> Dataset excerpt:
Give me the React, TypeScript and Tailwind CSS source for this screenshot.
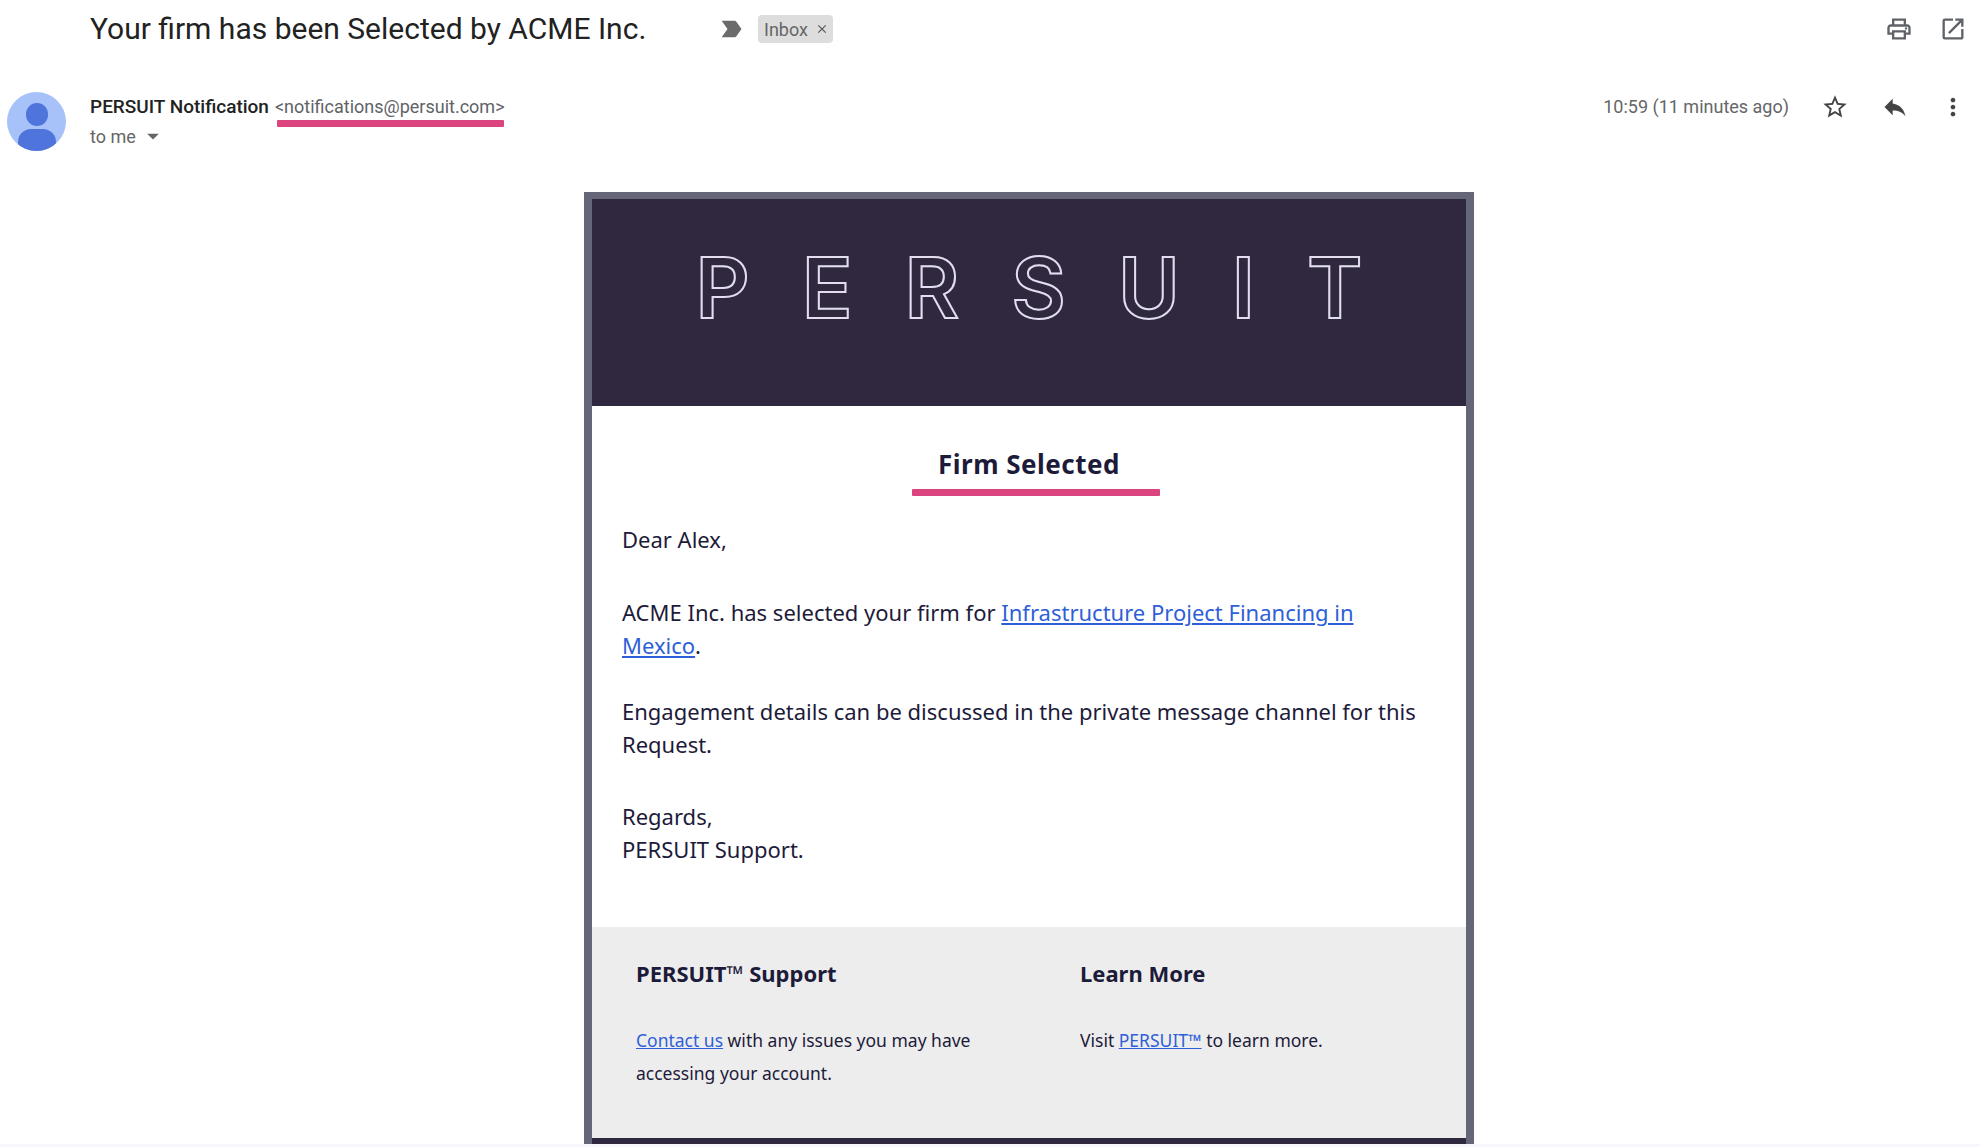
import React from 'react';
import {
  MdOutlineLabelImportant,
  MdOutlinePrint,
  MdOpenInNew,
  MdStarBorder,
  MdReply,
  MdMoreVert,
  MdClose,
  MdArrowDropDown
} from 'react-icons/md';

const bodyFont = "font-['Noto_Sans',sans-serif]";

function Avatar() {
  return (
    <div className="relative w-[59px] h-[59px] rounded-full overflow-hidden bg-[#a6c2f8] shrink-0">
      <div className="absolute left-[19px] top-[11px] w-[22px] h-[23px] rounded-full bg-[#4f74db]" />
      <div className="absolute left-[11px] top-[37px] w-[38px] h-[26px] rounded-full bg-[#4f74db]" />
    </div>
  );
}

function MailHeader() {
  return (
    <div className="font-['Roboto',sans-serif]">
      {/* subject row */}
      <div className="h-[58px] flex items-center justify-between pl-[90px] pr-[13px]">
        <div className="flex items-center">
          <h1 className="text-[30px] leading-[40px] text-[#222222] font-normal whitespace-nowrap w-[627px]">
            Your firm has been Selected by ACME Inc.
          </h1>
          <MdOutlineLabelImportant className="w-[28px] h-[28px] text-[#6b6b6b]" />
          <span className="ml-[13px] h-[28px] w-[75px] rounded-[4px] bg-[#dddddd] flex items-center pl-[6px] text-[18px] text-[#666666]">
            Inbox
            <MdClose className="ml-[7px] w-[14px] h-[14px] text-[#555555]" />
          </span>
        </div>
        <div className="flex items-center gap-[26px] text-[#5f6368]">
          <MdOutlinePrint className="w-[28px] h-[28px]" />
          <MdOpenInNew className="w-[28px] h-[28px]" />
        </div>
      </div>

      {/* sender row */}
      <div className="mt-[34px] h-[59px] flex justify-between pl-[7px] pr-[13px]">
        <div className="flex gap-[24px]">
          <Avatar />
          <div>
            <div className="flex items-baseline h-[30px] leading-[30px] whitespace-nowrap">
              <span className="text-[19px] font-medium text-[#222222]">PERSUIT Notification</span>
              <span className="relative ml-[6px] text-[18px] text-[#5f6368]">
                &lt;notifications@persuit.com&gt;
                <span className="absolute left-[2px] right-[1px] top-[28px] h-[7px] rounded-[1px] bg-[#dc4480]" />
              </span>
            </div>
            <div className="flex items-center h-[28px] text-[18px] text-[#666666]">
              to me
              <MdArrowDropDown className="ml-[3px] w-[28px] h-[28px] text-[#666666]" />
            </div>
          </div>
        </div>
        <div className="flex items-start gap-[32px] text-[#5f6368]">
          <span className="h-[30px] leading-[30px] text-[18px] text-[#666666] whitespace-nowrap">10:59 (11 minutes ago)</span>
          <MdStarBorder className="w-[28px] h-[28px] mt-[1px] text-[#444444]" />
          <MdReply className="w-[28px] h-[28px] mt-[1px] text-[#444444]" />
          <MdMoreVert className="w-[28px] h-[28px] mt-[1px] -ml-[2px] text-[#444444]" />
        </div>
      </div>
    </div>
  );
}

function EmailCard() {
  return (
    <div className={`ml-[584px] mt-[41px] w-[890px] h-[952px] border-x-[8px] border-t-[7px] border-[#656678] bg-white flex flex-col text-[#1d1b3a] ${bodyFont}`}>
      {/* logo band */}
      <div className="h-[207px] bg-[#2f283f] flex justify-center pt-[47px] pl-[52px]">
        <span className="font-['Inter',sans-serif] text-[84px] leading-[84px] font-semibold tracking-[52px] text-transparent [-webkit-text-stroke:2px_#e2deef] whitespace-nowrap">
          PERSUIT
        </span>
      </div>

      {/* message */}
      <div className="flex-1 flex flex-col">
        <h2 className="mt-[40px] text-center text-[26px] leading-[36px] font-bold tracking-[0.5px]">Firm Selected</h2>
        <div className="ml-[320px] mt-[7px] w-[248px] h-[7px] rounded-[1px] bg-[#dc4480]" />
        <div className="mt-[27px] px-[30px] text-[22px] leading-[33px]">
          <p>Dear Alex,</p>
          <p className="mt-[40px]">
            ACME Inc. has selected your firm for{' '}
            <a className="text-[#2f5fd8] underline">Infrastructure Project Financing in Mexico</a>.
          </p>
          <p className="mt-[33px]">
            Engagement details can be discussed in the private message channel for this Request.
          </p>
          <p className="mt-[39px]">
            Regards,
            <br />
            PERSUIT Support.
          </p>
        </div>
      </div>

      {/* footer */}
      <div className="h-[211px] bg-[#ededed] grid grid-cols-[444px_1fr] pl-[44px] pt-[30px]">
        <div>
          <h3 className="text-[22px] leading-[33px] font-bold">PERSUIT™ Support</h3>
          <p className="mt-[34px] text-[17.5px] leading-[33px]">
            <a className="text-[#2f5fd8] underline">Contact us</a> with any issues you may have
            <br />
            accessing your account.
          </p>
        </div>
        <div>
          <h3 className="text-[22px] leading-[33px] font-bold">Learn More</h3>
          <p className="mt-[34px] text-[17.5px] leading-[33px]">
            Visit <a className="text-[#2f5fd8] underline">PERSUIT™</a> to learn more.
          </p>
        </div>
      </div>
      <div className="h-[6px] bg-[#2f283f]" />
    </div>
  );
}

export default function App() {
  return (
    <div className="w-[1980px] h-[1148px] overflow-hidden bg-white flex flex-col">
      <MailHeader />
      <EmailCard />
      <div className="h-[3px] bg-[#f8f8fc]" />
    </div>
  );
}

> Given exercise: Transcribe the whole listing exactly. Pictures are excluded.

> Response:
Give me the React, TypeScript and Tailwind CSS source for this screenshot.
import React from 'react';
import {
  MdOutlineLabelImportant,
  MdOutlinePrint,
  MdOpenInNew,
  MdStarBorder,
  MdReply,
  MdMoreVert,
  MdClose,
  MdArrowDropDown
} from 'react-icons/md';

const bodyFont = "font-['Noto_Sans',sans-serif]";

function Avatar() {
  return (
    <div className="relative w-[59px] h-[59px] rounded-full overflow-hidden bg-[#a6c2f8] shrink-0">
      <div className="absolute left-[19px] top-[11px] w-[22px] h-[23px] rounded-full bg-[#4f74db]" />
      <div className="absolute left-[11px] top-[37px] w-[38px] h-[26px] rounded-full bg-[#4f74db]" />
    </div>
  );
}

function MailHeader() {
  return (
    <div className="font-['Roboto',sans-serif]">
      {/* subject row */}
      <div className="h-[58px] flex items-center justify-between pl-[90px] pr-[13px]">
        <div className="flex items-center">
          <h1 className="text-[30px] leading-[40px] text-[#222222] font-normal whitespace-nowrap w-[627px]">
            Your firm has been Selected by ACME Inc.
          </h1>
          <MdOutlineLabelImportant className="w-[28px] h-[28px] text-[#6b6b6b]" />
          <span className="ml-[13px] h-[28px] w-[75px] rounded-[4px] bg-[#dddddd] flex items-center pl-[6px] text-[18px] text-[#666666]">
            Inbox
            <MdClose className="ml-[7px] w-[14px] h-[14px] text-[#555555]" />
          </span>
        </div>
        <div className="flex items-center gap-[26px] text-[#5f6368]">
          <MdOutlinePrint className="w-[28px] h-[28px]" />
          <MdOpenInNew className="w-[28px] h-[28px]" />
        </div>
      </div>

      {/* sender row */}
      <div className="mt-[34px] h-[59px] flex justify-between pl-[7px] pr-[13px]">
        <div className="flex gap-[24px]">
          <Avatar />
          <div>
            <div className="flex items-baseline h-[30px] leading-[30px] whitespace-nowrap">
              <span className="text-[19px] font-medium text-[#222222]">PERSUIT Notification</span>
              <span className="relative ml-[6px] text-[18px] text-[#5f6368]">
                &lt;notifications@persuit.com&gt;
                <span className="absolute left-[2px] right-[1px] top-[28px] h-[7px] rounded-[1px] bg-[#dc4480]" />
              </span>
            </div>
            <div className="flex items-center h-[28px] text-[18px] text-[#666666]">
              to me
              <MdArrowDropDown className="ml-[3px] w-[28px] h-[28px] text-[#666666]" />
            </div>
          </div>
        </div>
        <div className="flex items-start gap-[32px] text-[#5f6368]">
          <span className="h-[30px] leading-[30px] text-[18px] text-[#666666] whitespace-nowrap">10:59 (11 minutes ago)</span>
          <MdStarBorder className="w-[28px] h-[28px] mt-[1px] text-[#444444]" />
          <MdReply className="w-[28px] h-[28px] mt-[1px] text-[#444444]" />
          <MdMoreVert className="w-[28px] h-[28px] mt-[1px] -ml-[2px] text-[#444444]" />
        </div>
      </div>
    </div>
  );
}

function EmailCard() {
  return (
    <div className={`ml-[584px] mt-[41px] w-[890px] h-[952px] border-x-[8px] border-t-[7px] border-[#656678] bg-white flex flex-col text-[#1d1b3a] ${bodyFont}`}>
      {/* logo band */}
      <div className="h-[207px] bg-[#2f283f] flex justify-center pt-[47px] pl-[52px]">
        <span className="font-['Inter',sans-serif] text-[84px] leading-[84px] font-semibold tracking-[52px] text-transparent [-webkit-text-stroke:2px_#e2deef] whitespace-nowrap">
          PERSUIT
        </span>
      </div>

      {/* message */}
      <div className="flex-1 flex flex-col">
        <h2 className="mt-[40px] text-center text-[26px] leading-[36px] font-bold tracking-[0.5px]">Firm Selected</h2>
        <div className="ml-[320px] mt-[7px] w-[248px] h-[7px] rounded-[1px] bg-[#dc4480]" />
        <div className="mt-[27px] px-[30px] text-[22px] leading-[33px]">
          <p>Dear Alex,</p>
          <p className="mt-[40px]">
            ACME Inc. has selected your firm for{' '}
            <a className="text-[#2f5fd8] underline">Infrastructure Project Financing in Mexico</a>.
          </p>
          <p className="mt-[33px]">
            Engagement details can be discussed in the private message channel for this Request.
          </p>
          <p className="mt-[39px]">
            Regards,
            <br />
            PERSUIT Support.
          </p>
        </div>
      </div>

      {/* footer */}
      <div className="h-[211px] bg-[#ededed] grid grid-cols-[444px_1fr] pl-[44px] pt-[30px]">
        <div>
          <h3 className="text-[22px] leading-[33px] font-bold">PERSUIT™ Support</h3>
          <p className="mt-[34px] text-[17.5px] leading-[33px]">
            <a className="text-[#2f5fd8] underline">Contact us</a> with any issues you may have
            <br />
            accessing your account.
          </p>
        </div>
        <div>
          <h3 className="text-[22px] leading-[33px] font-bold">Learn More</h3>
          <p className="mt-[34px] text-[17.5px] leading-[33px]">
            Visit <a className="text-[#2f5fd8] underline">PERSUIT™</a> to learn more.
          </p>
        </div>
      </div>
      <div className="h-[6px] bg-[#2f283f]" />
    </div>
  );
}

export default function App() {
  return (
    <div className="w-[1980px] h-[1148px] overflow-hidden bg-white flex flex-col">
      <MailHeader />
      <EmailCard />
      <div className="h-[3px] bg-[#f8f8fc]" />
    </div>
  );
}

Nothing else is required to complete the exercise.